** begin **

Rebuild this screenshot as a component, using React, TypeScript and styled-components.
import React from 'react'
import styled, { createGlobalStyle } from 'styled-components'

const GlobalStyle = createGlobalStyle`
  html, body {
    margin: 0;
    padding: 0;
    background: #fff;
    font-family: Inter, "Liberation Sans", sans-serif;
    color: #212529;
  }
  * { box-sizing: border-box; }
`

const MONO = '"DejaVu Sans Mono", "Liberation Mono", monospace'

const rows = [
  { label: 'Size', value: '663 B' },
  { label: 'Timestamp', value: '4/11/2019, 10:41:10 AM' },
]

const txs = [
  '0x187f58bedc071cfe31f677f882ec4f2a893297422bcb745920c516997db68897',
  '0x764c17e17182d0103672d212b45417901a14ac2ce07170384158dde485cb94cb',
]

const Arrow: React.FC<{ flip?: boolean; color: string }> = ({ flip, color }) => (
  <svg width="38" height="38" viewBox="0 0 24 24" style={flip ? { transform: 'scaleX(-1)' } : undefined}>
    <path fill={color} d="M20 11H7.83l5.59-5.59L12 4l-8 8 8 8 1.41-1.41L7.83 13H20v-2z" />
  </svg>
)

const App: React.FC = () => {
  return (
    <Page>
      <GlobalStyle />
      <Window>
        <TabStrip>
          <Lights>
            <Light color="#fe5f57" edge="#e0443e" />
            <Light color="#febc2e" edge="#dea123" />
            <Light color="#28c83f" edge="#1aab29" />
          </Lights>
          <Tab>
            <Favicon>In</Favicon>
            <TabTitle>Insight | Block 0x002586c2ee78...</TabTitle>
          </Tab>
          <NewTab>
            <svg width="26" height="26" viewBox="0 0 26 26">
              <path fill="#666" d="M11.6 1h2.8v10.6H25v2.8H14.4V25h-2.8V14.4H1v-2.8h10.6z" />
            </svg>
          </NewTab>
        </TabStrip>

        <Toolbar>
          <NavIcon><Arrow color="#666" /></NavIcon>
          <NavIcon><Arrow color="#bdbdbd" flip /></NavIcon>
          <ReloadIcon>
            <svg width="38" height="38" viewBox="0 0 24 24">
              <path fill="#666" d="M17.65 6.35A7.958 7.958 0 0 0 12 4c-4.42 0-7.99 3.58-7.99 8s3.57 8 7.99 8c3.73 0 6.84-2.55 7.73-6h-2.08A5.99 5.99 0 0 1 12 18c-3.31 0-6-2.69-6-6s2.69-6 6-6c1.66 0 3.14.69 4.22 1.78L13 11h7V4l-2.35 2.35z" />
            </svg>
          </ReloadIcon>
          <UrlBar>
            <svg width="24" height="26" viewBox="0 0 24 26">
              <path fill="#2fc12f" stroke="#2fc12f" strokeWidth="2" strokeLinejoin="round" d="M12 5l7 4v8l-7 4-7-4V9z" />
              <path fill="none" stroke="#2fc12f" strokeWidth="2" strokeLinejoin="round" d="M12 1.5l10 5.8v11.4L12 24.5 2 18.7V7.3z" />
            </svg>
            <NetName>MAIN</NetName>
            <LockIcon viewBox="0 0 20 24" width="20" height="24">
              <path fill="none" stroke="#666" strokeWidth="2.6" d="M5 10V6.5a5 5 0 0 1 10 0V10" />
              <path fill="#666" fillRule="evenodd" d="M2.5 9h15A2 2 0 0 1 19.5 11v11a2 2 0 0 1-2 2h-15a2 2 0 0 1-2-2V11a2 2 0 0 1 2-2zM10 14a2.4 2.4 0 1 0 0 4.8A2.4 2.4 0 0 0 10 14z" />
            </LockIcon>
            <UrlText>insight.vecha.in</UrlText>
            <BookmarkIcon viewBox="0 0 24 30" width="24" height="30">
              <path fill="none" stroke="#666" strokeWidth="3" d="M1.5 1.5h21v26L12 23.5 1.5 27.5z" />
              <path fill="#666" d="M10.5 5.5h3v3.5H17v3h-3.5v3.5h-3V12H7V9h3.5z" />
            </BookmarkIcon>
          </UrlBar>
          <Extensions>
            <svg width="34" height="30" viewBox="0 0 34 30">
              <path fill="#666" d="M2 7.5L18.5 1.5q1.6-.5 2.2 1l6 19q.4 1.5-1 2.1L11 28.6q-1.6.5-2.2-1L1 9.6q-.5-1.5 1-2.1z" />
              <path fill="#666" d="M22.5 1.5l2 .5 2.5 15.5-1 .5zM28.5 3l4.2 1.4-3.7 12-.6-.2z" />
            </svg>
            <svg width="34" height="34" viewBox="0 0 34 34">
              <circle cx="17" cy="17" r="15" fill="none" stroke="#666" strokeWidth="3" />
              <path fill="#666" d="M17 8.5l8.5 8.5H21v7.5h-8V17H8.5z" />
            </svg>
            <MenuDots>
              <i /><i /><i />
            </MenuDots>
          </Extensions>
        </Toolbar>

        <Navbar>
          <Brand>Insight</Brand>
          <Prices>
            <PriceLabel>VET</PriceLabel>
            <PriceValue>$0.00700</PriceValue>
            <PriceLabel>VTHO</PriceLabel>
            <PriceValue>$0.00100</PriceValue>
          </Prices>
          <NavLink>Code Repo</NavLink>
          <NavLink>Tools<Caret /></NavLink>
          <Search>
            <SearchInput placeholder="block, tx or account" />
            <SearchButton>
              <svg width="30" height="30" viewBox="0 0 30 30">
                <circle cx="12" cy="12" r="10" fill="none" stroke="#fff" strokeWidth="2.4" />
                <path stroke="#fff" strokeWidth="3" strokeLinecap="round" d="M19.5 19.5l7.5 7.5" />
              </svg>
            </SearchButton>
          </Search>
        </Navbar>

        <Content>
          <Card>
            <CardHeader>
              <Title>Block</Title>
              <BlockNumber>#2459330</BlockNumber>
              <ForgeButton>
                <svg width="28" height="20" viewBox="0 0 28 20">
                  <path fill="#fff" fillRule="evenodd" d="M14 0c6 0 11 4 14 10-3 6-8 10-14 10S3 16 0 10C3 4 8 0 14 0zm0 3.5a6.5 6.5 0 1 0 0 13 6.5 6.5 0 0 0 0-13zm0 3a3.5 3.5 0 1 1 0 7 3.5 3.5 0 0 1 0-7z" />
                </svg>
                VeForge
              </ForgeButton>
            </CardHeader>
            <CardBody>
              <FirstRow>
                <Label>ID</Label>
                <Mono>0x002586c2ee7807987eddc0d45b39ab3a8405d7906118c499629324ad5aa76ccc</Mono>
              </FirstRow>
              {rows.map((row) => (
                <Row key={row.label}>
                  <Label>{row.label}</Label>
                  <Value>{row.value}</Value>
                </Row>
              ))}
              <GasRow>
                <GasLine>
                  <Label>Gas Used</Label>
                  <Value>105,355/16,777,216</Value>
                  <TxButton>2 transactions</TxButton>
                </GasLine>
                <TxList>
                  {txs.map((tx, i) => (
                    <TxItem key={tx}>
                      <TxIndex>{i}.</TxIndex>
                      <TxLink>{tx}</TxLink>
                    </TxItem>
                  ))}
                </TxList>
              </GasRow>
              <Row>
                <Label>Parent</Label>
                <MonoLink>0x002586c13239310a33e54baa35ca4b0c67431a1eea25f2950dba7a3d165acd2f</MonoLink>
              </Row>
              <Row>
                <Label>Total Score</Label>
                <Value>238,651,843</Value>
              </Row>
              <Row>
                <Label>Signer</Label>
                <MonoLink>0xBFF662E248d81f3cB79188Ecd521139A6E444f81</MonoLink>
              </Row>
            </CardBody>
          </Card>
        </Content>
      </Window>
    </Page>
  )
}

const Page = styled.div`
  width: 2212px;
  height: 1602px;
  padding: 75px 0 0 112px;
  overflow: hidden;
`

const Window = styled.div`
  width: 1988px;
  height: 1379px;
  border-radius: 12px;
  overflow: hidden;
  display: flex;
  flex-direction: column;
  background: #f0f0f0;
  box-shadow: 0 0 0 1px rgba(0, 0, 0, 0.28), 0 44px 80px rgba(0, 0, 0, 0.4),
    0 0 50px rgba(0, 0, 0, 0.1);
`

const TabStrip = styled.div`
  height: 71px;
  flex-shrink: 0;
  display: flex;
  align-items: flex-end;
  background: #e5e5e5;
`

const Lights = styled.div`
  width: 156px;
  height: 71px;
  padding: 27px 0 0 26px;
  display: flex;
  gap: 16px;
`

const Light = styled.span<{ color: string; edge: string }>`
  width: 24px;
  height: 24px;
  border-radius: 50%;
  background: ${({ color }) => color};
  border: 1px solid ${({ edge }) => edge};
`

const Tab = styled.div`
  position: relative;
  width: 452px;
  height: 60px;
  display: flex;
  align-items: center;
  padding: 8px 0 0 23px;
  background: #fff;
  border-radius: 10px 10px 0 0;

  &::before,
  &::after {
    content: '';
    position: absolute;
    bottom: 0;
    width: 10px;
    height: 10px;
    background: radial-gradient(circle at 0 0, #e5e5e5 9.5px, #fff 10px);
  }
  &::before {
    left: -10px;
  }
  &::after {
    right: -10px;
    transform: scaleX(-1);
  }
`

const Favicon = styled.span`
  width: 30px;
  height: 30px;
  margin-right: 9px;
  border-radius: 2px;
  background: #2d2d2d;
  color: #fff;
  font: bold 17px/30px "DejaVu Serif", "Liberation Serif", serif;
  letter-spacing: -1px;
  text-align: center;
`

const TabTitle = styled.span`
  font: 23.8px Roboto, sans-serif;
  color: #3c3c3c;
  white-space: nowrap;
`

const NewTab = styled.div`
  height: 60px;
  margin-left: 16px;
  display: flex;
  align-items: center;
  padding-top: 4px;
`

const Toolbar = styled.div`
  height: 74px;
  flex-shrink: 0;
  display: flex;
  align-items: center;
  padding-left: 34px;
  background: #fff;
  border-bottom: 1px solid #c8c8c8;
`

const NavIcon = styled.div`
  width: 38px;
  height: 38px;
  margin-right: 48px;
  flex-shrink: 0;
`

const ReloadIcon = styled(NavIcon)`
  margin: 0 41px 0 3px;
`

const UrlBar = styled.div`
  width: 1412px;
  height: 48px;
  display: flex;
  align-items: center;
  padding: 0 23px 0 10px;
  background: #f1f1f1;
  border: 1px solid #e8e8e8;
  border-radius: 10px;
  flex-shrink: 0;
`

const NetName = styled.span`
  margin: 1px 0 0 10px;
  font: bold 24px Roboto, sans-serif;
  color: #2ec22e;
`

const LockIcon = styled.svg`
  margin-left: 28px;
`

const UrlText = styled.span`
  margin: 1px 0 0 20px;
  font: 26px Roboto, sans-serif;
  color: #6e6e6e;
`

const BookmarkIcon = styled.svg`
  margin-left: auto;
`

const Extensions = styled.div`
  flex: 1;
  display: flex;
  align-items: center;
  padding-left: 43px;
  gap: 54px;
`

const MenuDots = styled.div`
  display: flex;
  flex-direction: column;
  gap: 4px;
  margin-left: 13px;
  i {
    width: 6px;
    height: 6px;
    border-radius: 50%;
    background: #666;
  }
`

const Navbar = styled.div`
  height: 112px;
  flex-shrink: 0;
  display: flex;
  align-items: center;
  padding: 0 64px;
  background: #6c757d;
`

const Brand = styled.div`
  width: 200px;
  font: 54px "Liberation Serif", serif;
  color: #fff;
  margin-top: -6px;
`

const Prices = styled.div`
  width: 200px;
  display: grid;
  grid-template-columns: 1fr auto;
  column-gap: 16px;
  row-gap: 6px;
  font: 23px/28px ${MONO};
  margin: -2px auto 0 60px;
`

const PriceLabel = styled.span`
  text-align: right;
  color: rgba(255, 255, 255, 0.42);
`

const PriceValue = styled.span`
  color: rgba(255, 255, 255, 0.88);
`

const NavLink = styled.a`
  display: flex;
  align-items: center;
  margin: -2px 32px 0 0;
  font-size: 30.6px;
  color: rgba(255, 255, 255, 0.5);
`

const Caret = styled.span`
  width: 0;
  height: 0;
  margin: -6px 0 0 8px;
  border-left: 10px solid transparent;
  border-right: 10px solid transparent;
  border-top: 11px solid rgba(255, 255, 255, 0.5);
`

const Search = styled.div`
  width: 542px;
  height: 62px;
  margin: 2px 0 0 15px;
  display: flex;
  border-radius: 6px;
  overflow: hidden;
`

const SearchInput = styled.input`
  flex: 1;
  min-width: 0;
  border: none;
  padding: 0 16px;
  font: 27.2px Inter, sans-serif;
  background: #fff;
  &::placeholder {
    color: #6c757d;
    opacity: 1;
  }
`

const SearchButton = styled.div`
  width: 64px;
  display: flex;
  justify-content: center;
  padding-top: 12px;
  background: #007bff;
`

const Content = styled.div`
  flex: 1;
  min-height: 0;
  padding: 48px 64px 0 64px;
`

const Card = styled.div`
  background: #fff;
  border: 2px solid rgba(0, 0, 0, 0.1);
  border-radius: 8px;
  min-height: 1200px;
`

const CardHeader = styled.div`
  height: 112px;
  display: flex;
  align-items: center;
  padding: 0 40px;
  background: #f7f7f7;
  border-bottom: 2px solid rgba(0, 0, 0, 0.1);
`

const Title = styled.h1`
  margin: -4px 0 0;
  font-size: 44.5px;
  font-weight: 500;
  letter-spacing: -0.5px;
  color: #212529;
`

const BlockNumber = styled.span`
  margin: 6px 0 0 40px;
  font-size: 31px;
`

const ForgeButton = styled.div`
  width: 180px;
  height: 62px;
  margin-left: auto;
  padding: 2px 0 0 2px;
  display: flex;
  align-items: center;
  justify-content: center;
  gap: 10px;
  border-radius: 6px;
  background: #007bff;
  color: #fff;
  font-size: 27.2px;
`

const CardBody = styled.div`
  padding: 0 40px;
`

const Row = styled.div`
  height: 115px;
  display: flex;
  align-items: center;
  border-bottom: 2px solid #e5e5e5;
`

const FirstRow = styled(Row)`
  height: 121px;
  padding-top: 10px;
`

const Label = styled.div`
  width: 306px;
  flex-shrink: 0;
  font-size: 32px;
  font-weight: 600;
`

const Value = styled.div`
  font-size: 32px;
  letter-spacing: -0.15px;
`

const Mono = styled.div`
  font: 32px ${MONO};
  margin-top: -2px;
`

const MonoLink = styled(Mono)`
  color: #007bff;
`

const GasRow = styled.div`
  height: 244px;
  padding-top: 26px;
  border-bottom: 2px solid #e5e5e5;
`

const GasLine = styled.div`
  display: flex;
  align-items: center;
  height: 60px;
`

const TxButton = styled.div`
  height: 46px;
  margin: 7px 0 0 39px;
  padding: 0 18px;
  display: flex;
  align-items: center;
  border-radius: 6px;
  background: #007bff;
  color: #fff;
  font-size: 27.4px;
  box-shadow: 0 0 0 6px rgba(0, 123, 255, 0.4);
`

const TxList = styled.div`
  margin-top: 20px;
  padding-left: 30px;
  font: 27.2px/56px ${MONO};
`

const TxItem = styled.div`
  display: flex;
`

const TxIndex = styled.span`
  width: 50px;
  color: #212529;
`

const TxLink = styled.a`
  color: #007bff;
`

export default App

** end **

Print, please, the lines from the first line of the material through the line that contains "</TabStrip>", exactly as written and with nothing added.

ANSWER FOR THIS EXERCISE:
Rebuild this screenshot as a component, using React, TypeScript and styled-components.
import React from 'react'
import styled, { createGlobalStyle } from 'styled-components'

const GlobalStyle = createGlobalStyle`
  html, body {
    margin: 0;
    padding: 0;
    background: #fff;
    font-family: Inter, "Liberation Sans", sans-serif;
    color: #212529;
  }
  * { box-sizing: border-box; }
`

const MONO = '"DejaVu Sans Mono", "Liberation Mono", monospace'

const rows = [
  { label: 'Size', value: '663 B' },
  { label: 'Timestamp', value: '4/11/2019, 10:41:10 AM' },
]

const txs = [
  '0x187f58bedc071cfe31f677f882ec4f2a893297422bcb745920c516997db68897',
  '0x764c17e17182d0103672d212b45417901a14ac2ce07170384158dde485cb94cb',
]

const Arrow: React.FC<{ flip?: boolean; color: string }> = ({ flip, color }) => (
  <svg width="38" height="38" viewBox="0 0 24 24" style={flip ? { transform: 'scaleX(-1)' } : undefined}>
    <path fill={color} d="M20 11H7.83l5.59-5.59L12 4l-8 8 8 8 1.41-1.41L7.83 13H20v-2z" />
  </svg>
)

const App: React.FC = () => {
  return (
    <Page>
      <GlobalStyle />
      <Window>
        <TabStrip>
          <Lights>
            <Light color="#fe5f57" edge="#e0443e" />
            <Light color="#febc2e" edge="#dea123" />
            <Light color="#28c83f" edge="#1aab29" />
          </Lights>
          <Tab>
            <Favicon>In</Favicon>
            <TabTitle>Insight | Block 0x002586c2ee78...</TabTitle>
          </Tab>
          <NewTab>
            <svg width="26" height="26" viewBox="0 0 26 26">
              <path fill="#666" d="M11.6 1h2.8v10.6H25v2.8H14.4V25h-2.8V14.4H1v-2.8h10.6z" />
            </svg>
          </NewTab>
        </TabStrip>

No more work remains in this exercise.